There are literally hundreds, if not thousands, of bots nowadays, not to mention bots spoofing browsers, so if you're really into a list, you'll probably have to roll your own. Good luck!

Dijkgraaf

3:39 am on Jan 26, 2006 (gmt 0)

The only such reference I know of is
The Web Robots Database [robotstxt.org], but I'm not sure it is being updated, and as previous people say, there are new ones popping up at a great rate.

GoldenHammer

1:33 am on Jan 28, 2006 (gmt 0)

Thanks for the information.

It seems to me that the robots (like Googbot, Msnbot, Slurp etc) just ignored the robot.txt. Should I have to use .htaccess to make it effective?

Pfui

4:54 am on Jan 28, 2006 (gmt 0)

The majors you mention are very good about heeding robots.txt. If they appear to be ignoring yours, chances are there's a problem either with your file (upload as ASCII/text) or its format.

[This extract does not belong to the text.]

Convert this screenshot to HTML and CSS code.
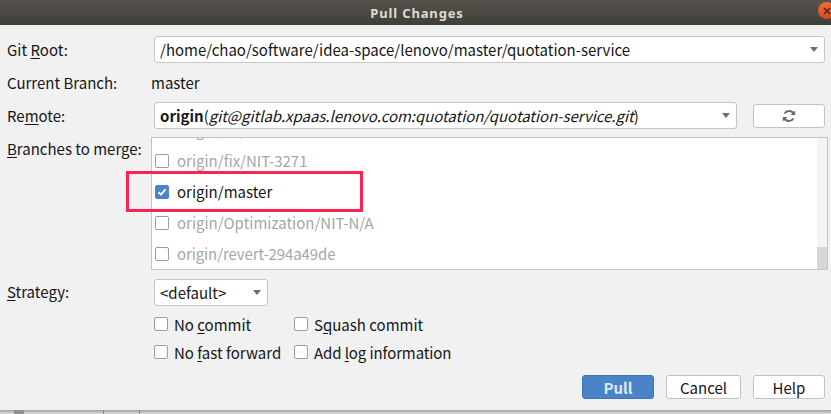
FILE: index.html
```html
<!DOCTYPE html>
<html>
<head>
    <meta charset="UTF-8">
    <title>Pull Changes</title>
    <link rel="stylesheet" href="styles.css">
</head>
<body>
    <div class="titlebar">
        <span class="title">Pull Changes</span>
        <span class="close">
            <svg width="10" height="10" viewBox="0 0 10 10"><path d="M2 2l6 6M8 2l-6 6" stroke="#3c2a20" stroke-width="1.5" fill="none"/></svg>
        </span>
    </div>
    <div class="dialog">
        <div class="form-row row-root">
            <label class="field-label">Git <u>R</u>oot:</label>
            <div class="combo combo-wide">
                <span class="combo-text">/home/chao/software/idea-space/lenovo/master/quotation-service</span>
                <span class="arrow"></span>
            </div>
        </div>
        <div class="form-row row-branch">
            <label class="field-label">Current Branch:</label>
            <span class="branch-name">master</span>
        </div>
        <div class="form-row row-remote">
            <label class="field-label">Re<u>m</u>ote:</label>
            <div class="combo combo-remote">
                <span class="combo-text"><b>origin</b>(<i>git@gitlab.xpaas.lenovo.com:quotation/quotation-service.git</i>)</span>
                <span class="arrow"></span>
            </div>
            <button class="btn btn-refresh">
                <svg width="14" height="14" viewBox="0 0 14 14" fill="none" stroke="#6a6a6a" stroke-width="2">
                    <path d="M12 5.6A5.2 5.2 0 0 0 2.6 4.4"/>
                    <path d="M2 8.4a5.2 5.2 0 0 0 9.4 1.2"/>
                    <path d="M8.6 6h4.6V1.4z" fill="#6a6a6a" stroke="none"/>
                    <path d="M5.4 8H.8v4.6z" fill="#6a6a6a" stroke="none"/>
                </svg>
            </button>
        </div>
        <div class="form-row row-branches">
            <label class="field-label"><u>B</u>ranches to merge:</label>
            <div class="branch-list">
                <div class="branch-items">
                    <div class="branch-item muted"><span class="check"></span><span>origin/fix/NIT-3269</span></div>
                    <div class="branch-item muted"><span class="check"></span><span>origin/fix/NIT-3271</span></div>
                    <div class="branch-item"><span class="check checked"><svg width="10" height="10" viewBox="0 0 10 10"><path d="M1.5 5.2l2.4 2.4 4.6-5.2" stroke="#fff" stroke-width="1.8" fill="none"/></svg></span><span>origin/master</span></div>
                    <div class="branch-item muted"><span class="check"></span><span>origin/Optimization/NIT-N/A</span></div>
                    <div class="branch-item muted"><span class="check"></span><span class="tight">origin/revert-294a49de</span></div>
                </div>
                <div class="scrollbar"><div class="thumb"></div></div>
            </div>
        </div>
        <div class="form-row row-strategy">
            <label class="field-label"><u>S</u>trategy:</label>
            <div class="combo combo-strategy">
                <span class="combo-text">&lt;default&gt;</span>
                <span class="arrow"></span>
            </div>
        </div>
        <div class="options">
            <div class="option"><span class="check"></span><span>No <u>c</u>ommit</span></div>
            <div class="option"><span class="check"></span><span>S<u>q</u>uash commit</span></div>
            <div class="option"><span class="check"></span><span>No <u>f</u>ast forward</span></div>
            <div class="option"><span class="check"></span><span class="tight">Add <u>l</u>og information</span></div>
        </div>
        <div class="buttons">
            <button class="btn btn-primary">Pull</button>
            <button class="btn btn-cancel">Cancel</button>
            <button class="btn btn-help">Help</button>
        </div>
    </div>
    <div class="behind">
        <span class="behind-tab"></span>
        <span class="behind-line"></span>
        <span class="behind-line behind-line-far"></span>
    </div>
    <div class="annotation"></div>
</body>
</html>
```

FILE: styles.css
```css
html, body {
    margin: 0;
    height: 414px;
    overflow: hidden;
}
body {
    font-family: "Noto Sans CJK SC", "Noto Sans", sans-serif;
    font-size: 15px;
    color: #161616;
    background: #f1f1f1;
    position: relative;
}
u {
    text-underline-offset: 2px;
}
.tight {
    letter-spacing: -0.1px;
}
.titlebar {
    height: 25px;
    background: linear-gradient(#56534c, #3f3e39);
    display: flex;
    align-items: center;
    justify-content: center;
    position: relative;
}
.title {
    font-family: "Noto Sans", sans-serif;
    font-weight: 700;
    font-size: 13px;
    letter-spacing: 0.85px;
    color: #dfdbd2;
    padding-left: 3px;
}
.close {
    position: absolute;
    right: -4px;
    top: 2px;
    width: 17px;
    height: 17px;
    border-radius: 50%;
    background: linear-gradient(#f0703c, #d9481a);
    display: flex;
    align-items: center;
    justify-content: center;
}
.dialog {
    height: 385px;
    padding: 0 6px 0 7px;
    display: flex;
    flex-direction: column;
}
.form-row {
    display: flex;
    align-items: center;
}
.field-label {
    width: 147px;
    flex: none;
    line-height: 20px;
}
.row-root {
    margin-top: 11px;
    height: 27px;
}
.row-branch {
    margin-top: 6px;
    height: 27px;
}
.branch-name {
    margin-left: -3px;
}
.row-remote {
    margin-top: 6px;
    height: 27px;
}
.row-branches {
    margin-top: 8px;
    align-items: flex-start;
}
.row-branches .field-label {
    margin-top: 2px;
    width: 144px;
}
.row-strategy {
    margin-top: 8px;
    height: 28px;
}
.combo {
    box-sizing: border-box;
    height: 27px;
    background: #fff;
    border: 1px solid #c6c6c6;
    border-radius: 3px;
    padding: 0 5px;
    display: flex;
    align-items: center;
    justify-content: space-between;
}
.combo-wide {
    width: 671px;
}
.combo-remote {
    width: 583px;
}
.combo-strategy {
    width: 114px;
}
.combo-text {
    white-space: nowrap;
}
.combo-text i {
    letter-spacing: -0.03px;
}
.arrow {
    width: 0;
    height: 0;
    border-left: 4.5px solid transparent;
    border-right: 4.5px solid transparent;
    border-top: 5px solid #6e6e6e;
    margin-right: 1px;
}
.btn {
    box-sizing: border-box;
    height: 24px;
    background: #fff;
    border: 1px solid #c2c2c2;
    border-radius: 3px;
    font: inherit;
    color: inherit;
    padding: 0;
    display: flex;
    align-items: center;
    justify-content: center;
}
.btn-refresh {
    width: 72px;
    margin-left: 16px;
}
.branch-list {
    box-sizing: border-box;
    flex: none;
    width: 677px;
    height: 133px;
    background: #fff;
    border: 1px solid #c4c4c4;
    display: flex;
}
.branch-items {
    flex: 1;
    overflow: hidden;
    display: flex;
    flex-direction: column;
    justify-content: flex-end;
    padding-left: 3px;
}
.branch-item {
    flex: none;
    height: 31px;
    display: flex;
    align-items: center;
}
.muted {
    color: #a6a6a6;
}
.check {
    box-sizing: border-box;
    flex: none;
    width: 14px;
    height: 14px;
    background: #fff;
    border: 1px solid #9c9c9c;
    border-radius: 2px;
    margin-right: 8px;
    display: flex;
    align-items: center;
    justify-content: center;
}
.checked {
    background: #4a84c8;
    border-color: #4a84c8;
}
.scrollbar {
    width: 10px;
    background: #f4f4f4;
    display: flex;
    align-items: flex-end;
}
.thumb {
    width: 100%;
    height: 22px;
    background: #d6d6d6;
}
.options {
    margin: 4px 0 0 147px;
    display: grid;
    grid-template-columns: 140px auto;
    justify-content: start;
    grid-auto-rows: 28px;
}
.option {
    display: flex;
    align-items: center;
    white-space: nowrap;
}
.option .check {
    margin-right: 6px;
}
.buttons {
    margin-top: 9px;
    display: flex;
    justify-content: flex-end;
    gap: 12px;
}
.btn-primary {
    width: 72px;
    background: #4a84c6;
    border-color: #3f76b6;
    color: #dfe9f5;
    font-weight: 700;
}
.btn-cancel {
    width: 75px;
}
.btn-help {
    width: 72px;
}
.behind {
    position: absolute;
    left: 0;
    right: 0;
    top: 410px;
    height: 4px;
    background: linear-gradient(#9f9f9f, #dcdcdc);
}
.behind-tab {
    position: absolute;
    left: 14px;
    top: 0;
    width: 10px;
    height: 4px;
    background: #8f8f8f;
}
.behind-line {
    position: absolute;
    left: 103px;
    top: 0;
    width: 1px;
    height: 4px;
    background: #8a8a8a;
}
.behind-line-far {
    left: 139px;
}
.annotation {
    position: absolute;
    left: 126px;
    top: 171px;
    width: 231px;
    height: 35px;
    border: 3px solid #fb2352;
}
```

Use Search Engine World's Robots.txt Validator [searchengineworld.com] to make sure your robots.txt is A-OK. And see also WW sister site's excellent Robots.txt Tutorial [searchengineworld.com].

GoldenHammer

12:51 pm on Jan 28, 2006 (gmt 0)

Thanks for the useful links.

BTW, got my robot.txt validated and no error found. Not sure why the Yahoo and MS robots ignored it.....

jdMorgan

3:14 pm on Jan 28, 2006 (gmt 0)

> BTW, got my robot.txt validated and no error found. Not sure why the Yahoo and MS robots ignored it...

Do be sure to call it "robots.txt", since you've mentioned "robot.txt" more than once in this thread. The file must be named "robots.txt".

Jim